If you keep adding items to a load-bearing
creature, it is inevitable that the equilibrium will shift precipitously at
some point. The Arabic proverb “the straw that broke the camel’s back” refers
to any cataclysmic systemic failure achieved by a seemingly inconsequential
addition, a single straw.
Imprudent
use of Natural Capital – the Planet’s lands, atmosphere, waters and their
biodiversity – may reduce irreversibly, the capacity for generating material
production in the future. Ultimately, the Natural Capital base upon which
economic growth depends is produced by complex ecological processes and
feedbacks, which in turn generate a wide variety of good and services.
Natural Capital constraints will place a limit to future
economic growth and human flourishing. These constraints will, at best, increase
production costs and consumer prices over the next century and, at worse, precipitate
long-term decline in global economic output and institutional and governance
collapse.
Africa
Ecological Footprint Report published
by the African Development Bank and World Wide Fund for Nature (WWF) shows that
the Ecological Footprint of all African countries increased by 240% between
1961 and 2008 as a result of rapid population growth and increased per capita
consumption. The report notes that although Africa is not in a biocapacity
deficit yet, the continent could face a deficit within a generation if current
resource exploitation and degradation patterns persist.
While our civilization can forestall the catastrophic collapse,
the inexorable decline of the Earth’s biocapacity could have irreversible
consequences hurling the global economy into a virulent trap of socio-economic
and political instability. The long-term impact on the economy and society of
discounting natural capital could include:
1. Diminished or total lack
of access to resources, especially energy, fresh water and productive soils
could lead to low economic growth, which could touch off a vicious cycle of low
returns, low investments leading to low interest rates;
2. Extended regimes of low
economic growth invariably lead to depressed wages. Low wages could in turn
lead to inflationary responses to commodity price shocks and weak consumer
demand, further exacerbating low economic output;
3. Periods of low economic
output and long periods of zero job growth. Unemployment damages emotional
health and undermines the social fabric of society. Widespread unemployment could
be the Achilles heals of the nascent democratic governments in Africa.

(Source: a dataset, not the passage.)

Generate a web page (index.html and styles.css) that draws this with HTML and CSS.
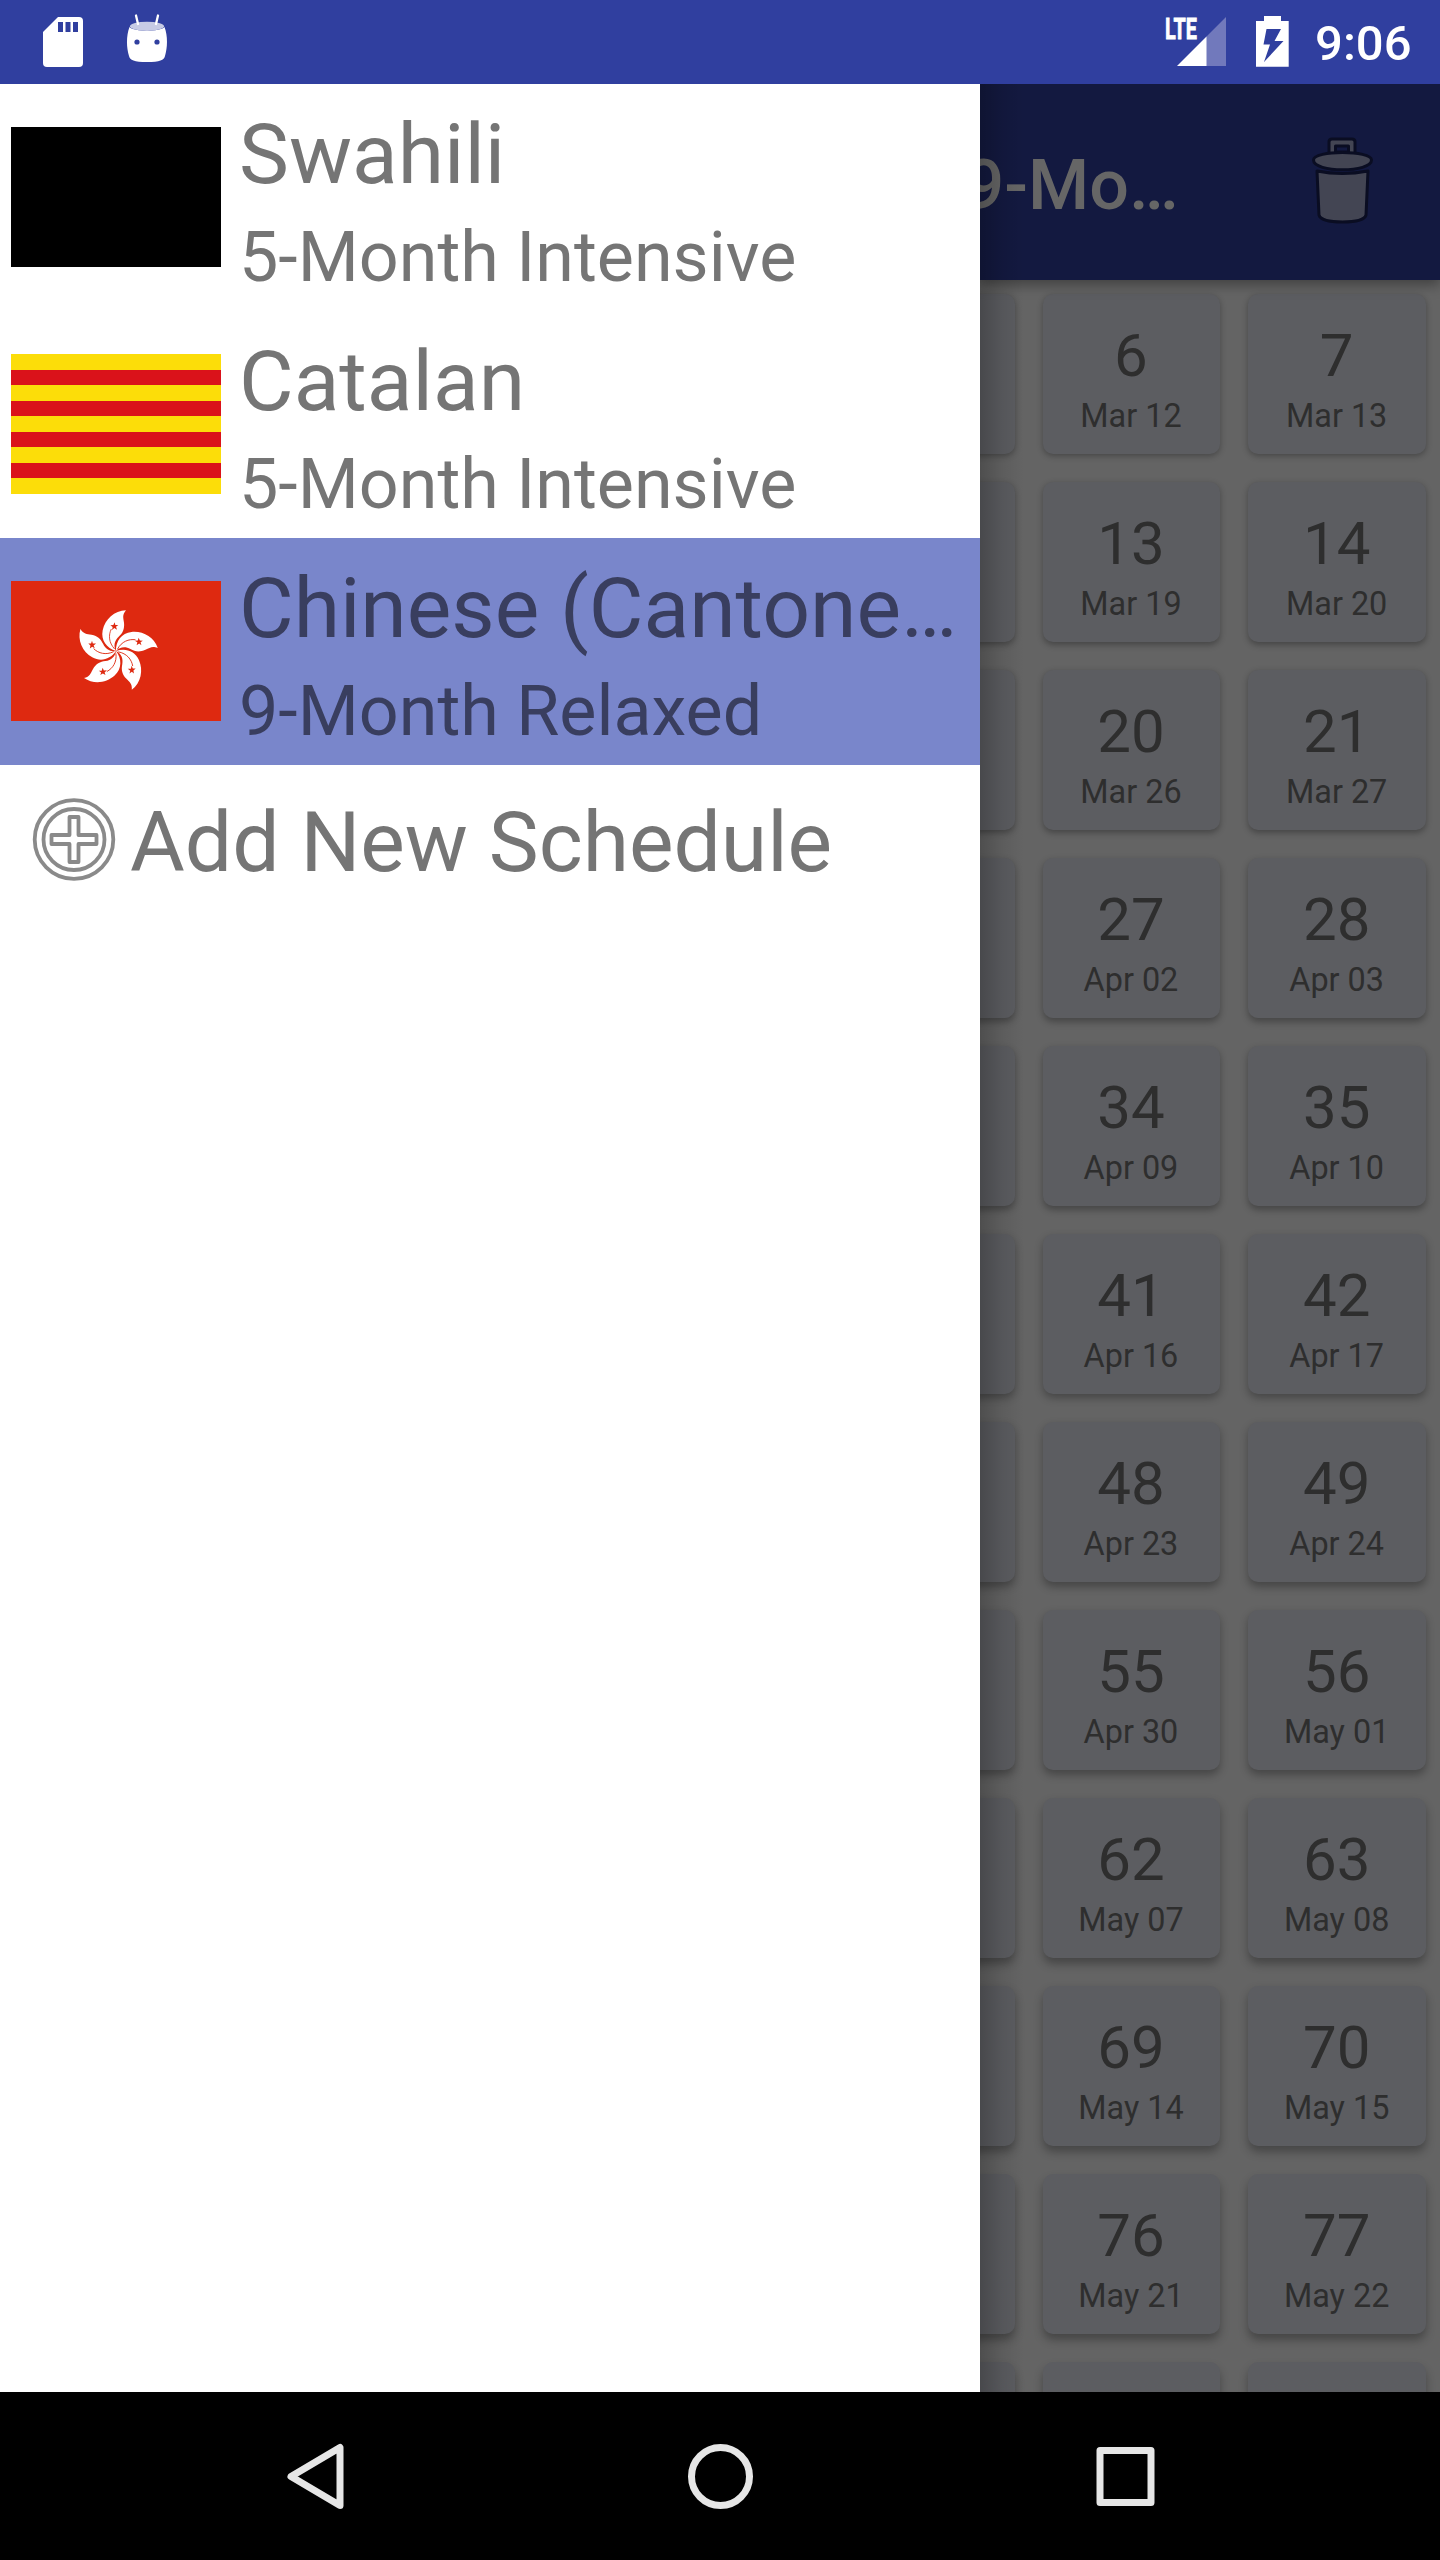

The global economy reaps huge benefits from
nature, often without accounting for or paying for the full cost of the goods
and services. However, pricing nature’s products without costing the dividend
from natural capital that provides it is fraudulent accounting or borrowing
beyond one’s capacity to pay. Sooner or later the tax authorities or your creditors
catch up with you.
It is incumbent upon all of us – individuals, communities, government
and private sector – to understand and account for our use of Natural Capital
and recognize the true cost of creature comforts, national and global economic
growth, and sustaining human wellbeing today and into the future.